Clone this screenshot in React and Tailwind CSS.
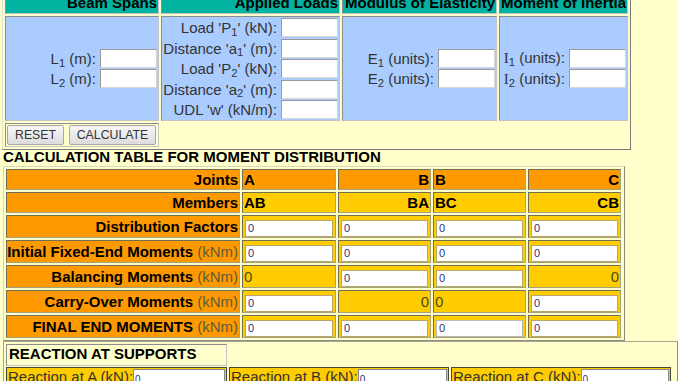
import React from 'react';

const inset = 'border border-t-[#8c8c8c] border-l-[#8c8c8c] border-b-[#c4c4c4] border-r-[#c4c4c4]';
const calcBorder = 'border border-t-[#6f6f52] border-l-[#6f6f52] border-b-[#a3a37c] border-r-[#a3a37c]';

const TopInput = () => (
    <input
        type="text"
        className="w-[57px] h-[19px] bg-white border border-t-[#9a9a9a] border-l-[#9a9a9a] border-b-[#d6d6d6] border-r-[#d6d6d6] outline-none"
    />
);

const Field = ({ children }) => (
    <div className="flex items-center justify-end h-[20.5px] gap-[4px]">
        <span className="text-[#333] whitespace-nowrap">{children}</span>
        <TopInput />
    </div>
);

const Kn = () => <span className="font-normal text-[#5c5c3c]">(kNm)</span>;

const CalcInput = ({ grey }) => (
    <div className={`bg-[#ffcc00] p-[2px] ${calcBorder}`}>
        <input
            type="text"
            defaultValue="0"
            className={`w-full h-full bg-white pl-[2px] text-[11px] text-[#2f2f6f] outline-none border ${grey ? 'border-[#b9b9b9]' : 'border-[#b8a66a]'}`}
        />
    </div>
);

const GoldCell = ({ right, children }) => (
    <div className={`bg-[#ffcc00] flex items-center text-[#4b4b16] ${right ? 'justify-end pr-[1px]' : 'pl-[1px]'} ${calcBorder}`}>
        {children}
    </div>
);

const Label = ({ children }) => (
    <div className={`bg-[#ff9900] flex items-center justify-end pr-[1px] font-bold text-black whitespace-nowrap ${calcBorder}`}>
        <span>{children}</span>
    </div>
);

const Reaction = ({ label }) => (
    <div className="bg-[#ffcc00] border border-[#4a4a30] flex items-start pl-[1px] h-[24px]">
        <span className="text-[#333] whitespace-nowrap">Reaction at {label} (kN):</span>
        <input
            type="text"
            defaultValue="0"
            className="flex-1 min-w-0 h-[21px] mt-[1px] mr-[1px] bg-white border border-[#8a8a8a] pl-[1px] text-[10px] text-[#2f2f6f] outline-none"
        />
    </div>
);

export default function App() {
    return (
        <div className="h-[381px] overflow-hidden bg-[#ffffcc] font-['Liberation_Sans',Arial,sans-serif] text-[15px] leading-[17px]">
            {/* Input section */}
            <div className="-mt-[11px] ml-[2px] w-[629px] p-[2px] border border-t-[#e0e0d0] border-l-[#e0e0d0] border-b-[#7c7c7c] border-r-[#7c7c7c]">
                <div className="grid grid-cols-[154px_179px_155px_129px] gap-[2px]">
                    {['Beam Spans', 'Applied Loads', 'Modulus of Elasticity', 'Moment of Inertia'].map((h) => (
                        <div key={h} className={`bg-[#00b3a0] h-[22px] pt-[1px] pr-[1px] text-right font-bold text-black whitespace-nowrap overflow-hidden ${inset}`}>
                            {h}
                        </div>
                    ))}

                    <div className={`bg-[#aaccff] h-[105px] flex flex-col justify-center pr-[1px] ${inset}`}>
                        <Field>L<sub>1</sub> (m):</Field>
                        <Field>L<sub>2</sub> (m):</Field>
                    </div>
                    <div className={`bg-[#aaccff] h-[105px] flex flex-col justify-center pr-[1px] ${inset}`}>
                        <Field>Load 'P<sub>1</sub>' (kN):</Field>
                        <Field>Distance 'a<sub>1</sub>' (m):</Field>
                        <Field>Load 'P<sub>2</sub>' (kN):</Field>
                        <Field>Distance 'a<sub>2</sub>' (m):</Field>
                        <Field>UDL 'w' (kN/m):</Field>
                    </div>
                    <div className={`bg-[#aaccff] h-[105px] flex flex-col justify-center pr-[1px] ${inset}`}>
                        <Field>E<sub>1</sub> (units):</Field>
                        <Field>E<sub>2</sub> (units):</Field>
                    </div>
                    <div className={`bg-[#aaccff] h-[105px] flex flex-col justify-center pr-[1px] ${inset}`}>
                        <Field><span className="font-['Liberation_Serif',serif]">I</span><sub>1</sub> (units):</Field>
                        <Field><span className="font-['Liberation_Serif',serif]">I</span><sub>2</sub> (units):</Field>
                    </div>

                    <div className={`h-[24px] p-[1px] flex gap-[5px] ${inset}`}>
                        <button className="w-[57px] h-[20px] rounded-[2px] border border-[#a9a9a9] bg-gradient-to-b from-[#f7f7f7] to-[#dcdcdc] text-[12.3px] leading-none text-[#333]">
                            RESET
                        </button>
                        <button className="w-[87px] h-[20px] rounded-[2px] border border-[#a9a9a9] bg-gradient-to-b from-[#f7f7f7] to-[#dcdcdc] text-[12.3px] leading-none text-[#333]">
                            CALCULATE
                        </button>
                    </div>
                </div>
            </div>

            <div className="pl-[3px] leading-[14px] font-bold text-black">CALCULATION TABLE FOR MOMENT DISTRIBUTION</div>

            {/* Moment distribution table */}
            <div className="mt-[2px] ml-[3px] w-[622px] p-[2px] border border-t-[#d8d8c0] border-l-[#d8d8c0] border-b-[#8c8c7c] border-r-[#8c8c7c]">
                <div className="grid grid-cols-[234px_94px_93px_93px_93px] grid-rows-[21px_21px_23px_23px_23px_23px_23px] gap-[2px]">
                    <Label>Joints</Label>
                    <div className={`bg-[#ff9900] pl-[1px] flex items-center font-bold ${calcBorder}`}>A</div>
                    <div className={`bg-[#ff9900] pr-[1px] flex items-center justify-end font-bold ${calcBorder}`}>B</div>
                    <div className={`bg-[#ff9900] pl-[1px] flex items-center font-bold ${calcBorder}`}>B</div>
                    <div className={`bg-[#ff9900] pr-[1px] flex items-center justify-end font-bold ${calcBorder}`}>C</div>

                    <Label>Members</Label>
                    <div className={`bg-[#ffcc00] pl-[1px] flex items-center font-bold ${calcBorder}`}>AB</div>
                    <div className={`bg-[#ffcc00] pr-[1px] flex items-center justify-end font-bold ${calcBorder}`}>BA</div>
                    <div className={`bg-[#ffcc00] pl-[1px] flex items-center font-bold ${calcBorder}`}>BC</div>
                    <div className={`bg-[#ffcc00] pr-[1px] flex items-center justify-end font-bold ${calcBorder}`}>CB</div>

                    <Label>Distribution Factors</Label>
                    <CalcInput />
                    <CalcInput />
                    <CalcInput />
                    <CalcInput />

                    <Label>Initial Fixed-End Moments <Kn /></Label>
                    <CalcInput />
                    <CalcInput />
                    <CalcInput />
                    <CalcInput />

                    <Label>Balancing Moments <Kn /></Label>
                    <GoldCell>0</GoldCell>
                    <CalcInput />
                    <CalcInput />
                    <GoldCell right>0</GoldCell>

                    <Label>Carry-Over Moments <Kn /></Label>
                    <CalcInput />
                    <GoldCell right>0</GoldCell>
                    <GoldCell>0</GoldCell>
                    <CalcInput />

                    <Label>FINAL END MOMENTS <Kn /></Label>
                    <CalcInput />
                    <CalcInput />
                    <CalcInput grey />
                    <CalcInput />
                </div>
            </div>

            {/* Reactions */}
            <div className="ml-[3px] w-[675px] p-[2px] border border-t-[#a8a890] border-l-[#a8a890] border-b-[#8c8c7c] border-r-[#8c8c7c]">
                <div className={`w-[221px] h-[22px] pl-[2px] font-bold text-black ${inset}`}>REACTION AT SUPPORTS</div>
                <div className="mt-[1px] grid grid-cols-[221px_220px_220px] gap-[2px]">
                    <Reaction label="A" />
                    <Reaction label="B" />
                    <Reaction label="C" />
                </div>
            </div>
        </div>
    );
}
___
• _Do this_: Write the material out again exactly as it appears, dropping the pictures.

• _Correct response_:
Clone this screenshot in React and Tailwind CSS.
import React from 'react';

const inset = 'border border-t-[#8c8c8c] border-l-[#8c8c8c] border-b-[#c4c4c4] border-r-[#c4c4c4]';
const calcBorder = 'border border-t-[#6f6f52] border-l-[#6f6f52] border-b-[#a3a37c] border-r-[#a3a37c]';

const TopInput = () => (
    <input
        type="text"
        className="w-[57px] h-[19px] bg-white border border-t-[#9a9a9a] border-l-[#9a9a9a] border-b-[#d6d6d6] border-r-[#d6d6d6] outline-none"
    />
);

const Field = ({ children }) => (
    <div className="flex items-center justify-end h-[20.5px] gap-[4px]">
        <span className="text-[#333] whitespace-nowrap">{children}</span>
        <TopInput />
    </div>
);

const Kn = () => <span className="font-normal text-[#5c5c3c]">(kNm)</span>;

const CalcInput = ({ grey }) => (
    <div className={`bg-[#ffcc00] p-[2px] ${calcBorder}`}>
        <input
            type="text"
            defaultValue="0"
            className={`w-full h-full bg-white pl-[2px] text-[11px] text-[#2f2f6f] outline-none border ${grey ? 'border-[#b9b9b9]' : 'border-[#b8a66a]'}`}
        />
    </div>
);

const GoldCell = ({ right, children }) => (
    <div className={`bg-[#ffcc00] flex items-center text-[#4b4b16] ${right ? 'justify-end pr-[1px]' : 'pl-[1px]'} ${calcBorder}`}>
        {children}
    </div>
);

const Label = ({ children }) => (
    <div className={`bg-[#ff9900] flex items-center justify-end pr-[1px] font-bold text-black whitespace-nowrap ${calcBorder}`}>
        <span>{children}</span>
    </div>
);

const Reaction = ({ label }) => (
    <div className="bg-[#ffcc00] border border-[#4a4a30] flex items-start pl-[1px] h-[24px]">
        <span className="text-[#333] whitespace-nowrap">Reaction at {label} (kN):</span>
        <input
            type="text"
            defaultValue="0"
            className="flex-1 min-w-0 h-[21px] mt-[1px] mr-[1px] bg-white border border-[#8a8a8a] pl-[1px] text-[10px] text-[#2f2f6f] outline-none"
        />
    </div>
);

export default function App() {
    return (
        <div className="h-[381px] overflow-hidden bg-[#ffffcc] font-['Liberation_Sans',Arial,sans-serif] text-[15px] leading-[17px]">
            {/* Input section */}
            <div className="-mt-[11px] ml-[2px] w-[629px] p-[2px] border border-t-[#e0e0d0] border-l-[#e0e0d0] border-b-[#7c7c7c] border-r-[#7c7c7c]">
                <div className="grid grid-cols-[154px_179px_155px_129px] gap-[2px]">
                    {['Beam Spans', 'Applied Loads', 'Modulus of Elasticity', 'Moment of Inertia'].map((h) => (
                        <div key={h} className={`bg-[#00b3a0] h-[22px] pt-[1px] pr-[1px] text-right font-bold text-black whitespace-nowrap overflow-hidden ${inset}`}>
                            {h}
                        </div>
                    ))}

                    <div className={`bg-[#aaccff] h-[105px] flex flex-col justify-center pr-[1px] ${inset}`}>
                        <Field>L<sub>1</sub> (m):</Field>
                        <Field>L<sub>2</sub> (m):</Field>
                    </div>
                    <div className={`bg-[#aaccff] h-[105px] flex flex-col justify-center pr-[1px] ${inset}`}>
                        <Field>Load 'P<sub>1</sub>' (kN):</Field>
                        <Field>Distance 'a<sub>1</sub>' (m):</Field>
                        <Field>Load 'P<sub>2</sub>' (kN):</Field>
                        <Field>Distance 'a<sub>2</sub>' (m):</Field>
                        <Field>UDL 'w' (kN/m):</Field>
                    </div>
                    <div className={`bg-[#aaccff] h-[105px] flex flex-col justify-center pr-[1px] ${inset}`}>
                        <Field>E<sub>1</sub> (units):</Field>
                        <Field>E<sub>2</sub> (units):</Field>
                    </div>
                    <div className={`bg-[#aaccff] h-[105px] flex flex-col justify-center pr-[1px] ${inset}`}>
                        <Field><span className="font-['Liberation_Serif',serif]">I</span><sub>1</sub> (units):</Field>
                        <Field><span className="font-['Liberation_Serif',serif]">I</span><sub>2</sub> (units):</Field>
                    </div>

                    <div className={`h-[24px] p-[1px] flex gap-[5px] ${inset}`}>
                        <button className="w-[57px] h-[20px] rounded-[2px] border border-[#a9a9a9] bg-gradient-to-b from-[#f7f7f7] to-[#dcdcdc] text-[12.3px] leading-none text-[#333]">
                            RESET
                        </button>
                        <button className="w-[87px] h-[20px] rounded-[2px] border border-[#a9a9a9] bg-gradient-to-b from-[#f7f7f7] to-[#dcdcdc] text-[12.3px] leading-none text-[#333]">
                            CALCULATE
                        </button>
                    </div>
                </div>
            </div>

            <div className="pl-[3px] leading-[14px] font-bold text-black">CALCULATION TABLE FOR MOMENT DISTRIBUTION</div>

            {/* Moment distribution table */}
            <div className="mt-[2px] ml-[3px] w-[622px] p-[2px] border border-t-[#d8d8c0] border-l-[#d8d8c0] border-b-[#8c8c7c] border-r-[#8c8c7c]">
                <div className="grid grid-cols-[234px_94px_93px_93px_93px] grid-rows-[21px_21px_23px_23px_23px_23px_23px] gap-[2px]">
                    <Label>Joints</Label>
                    <div className={`bg-[#ff9900] pl-[1px] flex items-center font-bold ${calcBorder}`}>A</div>
                    <div className={`bg-[#ff9900] pr-[1px] flex items-center justify-end font-bold ${calcBorder}`}>B</div>
                    <div className={`bg-[#ff9900] pl-[1px] flex items-center font-bold ${calcBorder}`}>B</div>
                    <div className={`bg-[#ff9900] pr-[1px] flex items-center justify-end font-bold ${calcBorder}`}>C</div>

                    <Label>Members</Label>
                    <div className={`bg-[#ffcc00] pl-[1px] flex items-center font-bold ${calcBorder}`}>AB</div>
                    <div className={`bg-[#ffcc00] pr-[1px] flex items-center justify-end font-bold ${calcBorder}`}>BA</div>
                    <div className={`bg-[#ffcc00] pl-[1px] flex items-center font-bold ${calcBorder}`}>BC</div>
                    <div className={`bg-[#ffcc00] pr-[1px] flex items-center justify-end font-bold ${calcBorder}`}>CB</div>

                    <Label>Distribution Factors</Label>
                    <CalcInput />
                    <CalcInput />
                    <CalcInput />
                    <CalcInput />

                    <Label>Initial Fixed-End Moments <Kn /></Label>
                    <CalcInput />
                    <CalcInput />
                    <CalcInput />
                    <CalcInput />

                    <Label>Balancing Moments <Kn /></Label>
                    <GoldCell>0</GoldCell>
                    <CalcInput />
                    <CalcInput />
                    <GoldCell right>0</GoldCell>

                    <Label>Carry-Over Moments <Kn /></Label>
                    <CalcInput />
                    <GoldCell right>0</GoldCell>
                    <GoldCell>0</GoldCell>
                    <CalcInput />

                    <Label>FINAL END MOMENTS <Kn /></Label>
                    <CalcInput />
                    <CalcInput />
                    <CalcInput grey />
                    <CalcInput />
                </div>
            </div>

            {/* Reactions */}
            <div className="ml-[3px] w-[675px] p-[2px] border border-t-[#a8a890] border-l-[#a8a890] border-b-[#8c8c7c] border-r-[#8c8c7c]">
                <div className={`w-[221px] h-[22px] pl-[2px] font-bold text-black ${inset}`}>REACTION AT SUPPORTS</div>
                <div className="mt-[1px] grid grid-cols-[221px_220px_220px] gap-[2px]">
                    <Reaction label="A" />
                    <Reaction label="B" />
                    <Reaction label="C" />
                </div>
            </div>
        </div>
    );
}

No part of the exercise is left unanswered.